- Born: May 3, 1972 (age 54) Canada
- Occupations: Actor, screenwriter, film director

= Robin Aubert =

Canadian actor, screenwriter and film director

Robin Aubert (born May 13, 1972) is a Canadian actor, screenwriter and film director. He is most noted for his performance in the film The Countess of Baton Rouge (La Comtesse de Bâton Rouge), for which he received a Genie Award nomination for Best Actor at the 18th Genie Awards in 1997, and his 2017 film Ravenous (Les Affamés), which won the Toronto International Film Festival Award for Best Canadian Film at the 2017 Toronto International Film Festival.

Aubert was born in Ham-Nord, Quebec. He is a founding member of the sketch comedy troupe Les Chick'n Swell in 1990, he began acting in stage roles including productions of Jean-Marc Dalpé's Eddy and Daniel Danis's Le Pont de pierres et la peau d'images. Around the same time, he appeared in the television series 4 et demi and Radio Enfer and the films The Escort (L'Escorte) and The Countess of Baton Rouge. His subsequent acting roles included the films Maelström, The Negro (Le nèg'), Mammouth, Father and Guns (De père en flic), Miraculum, The Masters of Suspense (Les Maîtres du suspense), Amsterdam, The Handout (Autrui), My Internship in Canada (Guibord s'en va-t-en guerre), A Way of Life (Une manière de vivre), My Very Own Circus (Mon cirque à moi) and François.e, and the television series Temps dur, Les Invincibles and Le Gentleman.

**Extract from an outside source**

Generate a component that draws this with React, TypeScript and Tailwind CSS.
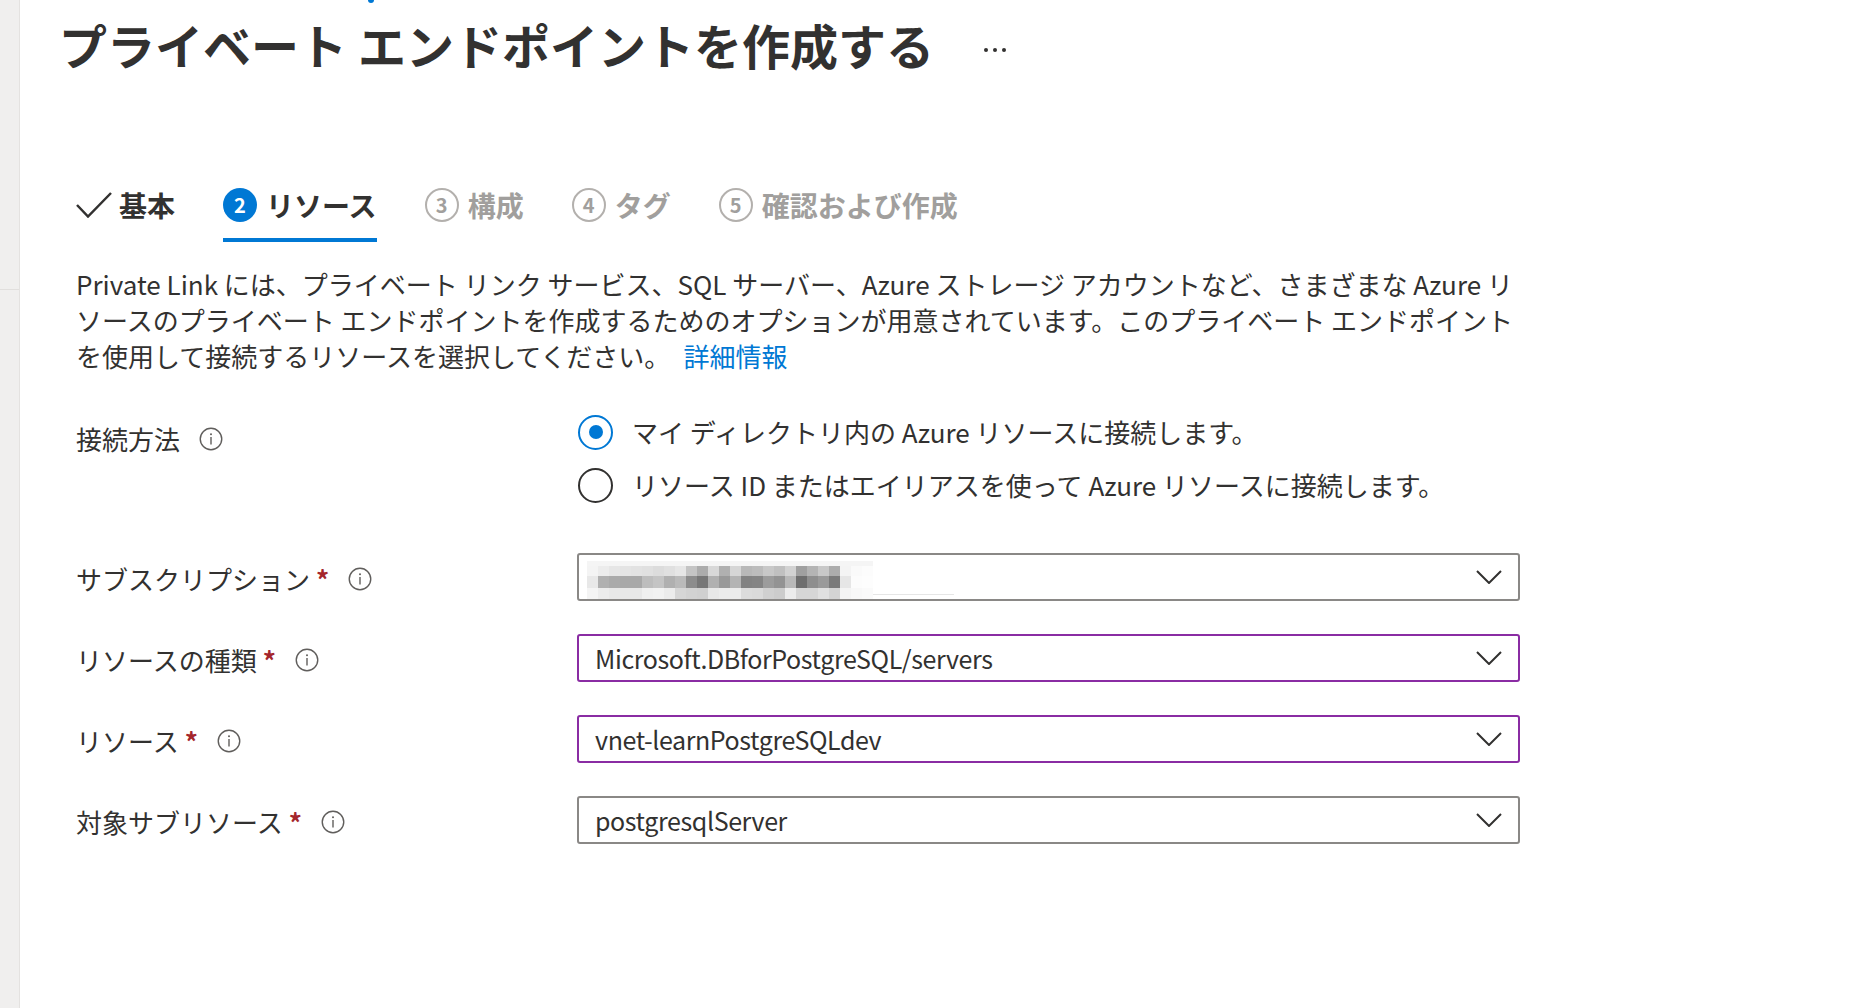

He received a Prix Jutra nomination for Best Supporting Actor at the 17th Jutra Awards in 2015 for Miraculum.

As a filmmaker, he released a number of short films beginning in 1999, receiving a Jutra nomination for Best Short Film at the 3rd Jutra Awards in 2001 for Lila, before his feature-length debut Saint Martyrs of the Damned (Saints-Martyrs-des-Damnés) was released in 2005. He followed up with Train to Nowhere (À quelle heure le train pour nulle part) in 2009, Crying Out (À l'origine d'un cri) in 2010, Tuktuq in 2016 and Ravenous in 2017.

In 2023 he released You'll Never Know (Tu ne sauras jamais).